The fact is that most Prairie soils are still adequately supplied with potassium and many farmers can pass on applying more potassium with little consequence. For those folks with extremely K-deficient soils, now would be a great time to pork on a big amount of potassium to build the soil supply for years to come.
I see no big issue with K in the foreseeable future.
Phosphorus: Phosphorus is where I see the problems. There are few manufacturers left in Western Canada and the raw product is coming from far away. Long ago, Westco acquired phosphorus rock in the Pacific Northwest but it turned out to be high in undesirables so had to be abandoned.
Until recently we still had the idea the answer to phosphorus was “a little dab will do you.” But, as we started to take off big crops with high nitrogen rates, and had an unprecedented string of years with lots of rain, phosphorus has again become the nutrient to watch. I credit colleagues in Manitoba (John Heard, Don Flaten, Cindy Grant) for putting together a useable resource with interactive tables. (Find information about this online at discovery.gov.mb.ca. Search for “phosphorus.”)

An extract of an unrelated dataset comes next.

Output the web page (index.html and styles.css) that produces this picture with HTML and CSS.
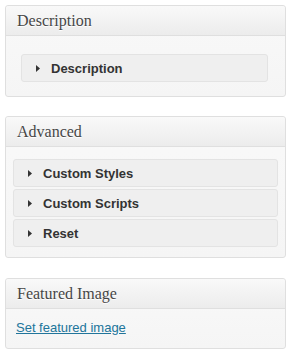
FILE: index.html
```html
<!DOCTYPE html>
<html lang="en">
<head>
    <meta charset="UTF-8">
    <title>Post boxes</title>
    <link rel="stylesheet" href="styles.css">
</head>
<body>
    <div class="postbox first">
        <h3 class="hndle">Description</h3>
        <div class="inside pad-wide">
            <div class="toggle"><svg class="arrow" width="4" height="7" viewBox="0 0 4 7"><polygon points="0,0 4,3.5 0,7"/></svg>Description</div>
        </div>
    </div>

    <div class="postbox">
        <h3 class="hndle">Advanced</h3>
        <div class="inside">
            <div class="toggle"><svg class="arrow" width="4" height="7" viewBox="0 0 4 7"><polygon points="0,0 4,3.5 0,7"/></svg>Custom Styles</div>
            <div class="toggle"><svg class="arrow" width="4" height="7" viewBox="0 0 4 7"><polygon points="0,0 4,3.5 0,7"/></svg>Custom Scripts</div>
            <div class="toggle"><svg class="arrow" width="4" height="7" viewBox="0 0 4 7"><polygon points="0,0 4,3.5 0,7"/></svg>Reset</div>
        </div>
    </div>

    <div class="postbox">
        <h3 class="hndle">Featured Image</h3>
        <div class="inside link-box">
            <a href="#">Set featured image</a>
        </div>
    </div>
</body>
</html>
```

FILE: styles.css
```css
body {
    margin: 0;
    padding: 5px 0 0 5px;
    background: #fff;
    font-family: "Liberation Sans", Arial, sans-serif;
    font-size: 13px;
}

.postbox {
    width: 279px;
    border: 1px solid #dfdfdf;
    border-radius: 3px;
    background: linear-gradient(to bottom, #f9f9f9, #f5f5f5);
    margin-bottom: 20px;
}

.postbox.first {
    margin-bottom: 19px;
}

/* Box header */
.hndle {
    margin: 0;
    height: 29px;
    line-height: 29px;
    padding-left: 11px;
    font-family: "Liberation Serif", Georgia, serif;
    font-size: 16px;
    font-weight: normal;
    color: #464646;
    text-shadow: 0 1px 0 #fff;
    background: linear-gradient(to bottom, #f9f9f9, #ececec);
    border-bottom: 1px solid #dfdfdf;
    border-radius: 3px 3px 0 0;
}

.inside {
    display: flex;
    flex-direction: column;
    gap: 2px;
    padding: 12px 7px 10px 7px;
}

.inside.pad-wide {
    padding: 18px 17px 14px 15px;
}

/* Collapsible rows */
.toggle {
    display: flex;
    align-items: center;
    height: 26px;
    border: 1px solid #e3e3e3;
    border-radius: 3px;
    background: #efefef;
    font-weight: bold;
    color: #333;
}

.arrow {
    flex: none;
    margin: 0 11px 0 14px;
    fill: #333;
}

.link-box {
    display: block;
    padding: 11px 10px 12px 10px;
    line-height: 16px;
}

.link-box a {
    color: #21759b;
    text-decoration: underline;
}
```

We are wasting a significant potential phosphorus resource in the form of livestock manure. Gains have been made and there are guidelines for application and sometimes soil test phosphorus limits.
But, with all the big money being poured into both crop and animal agriculture I see no evidence of anyone doing basic work to figure out how to make that potential phosphorus resource used more effectively. The City of Saskatoon now repurposes some sewage into a phosphorus fertilizer (Struvite).
A hundred years from now folks will wonder why we wasted so much phosphorus for so long.
The next few months or years will determine if Potashium becomes a reality. If you have strong opinions let the powers that be know.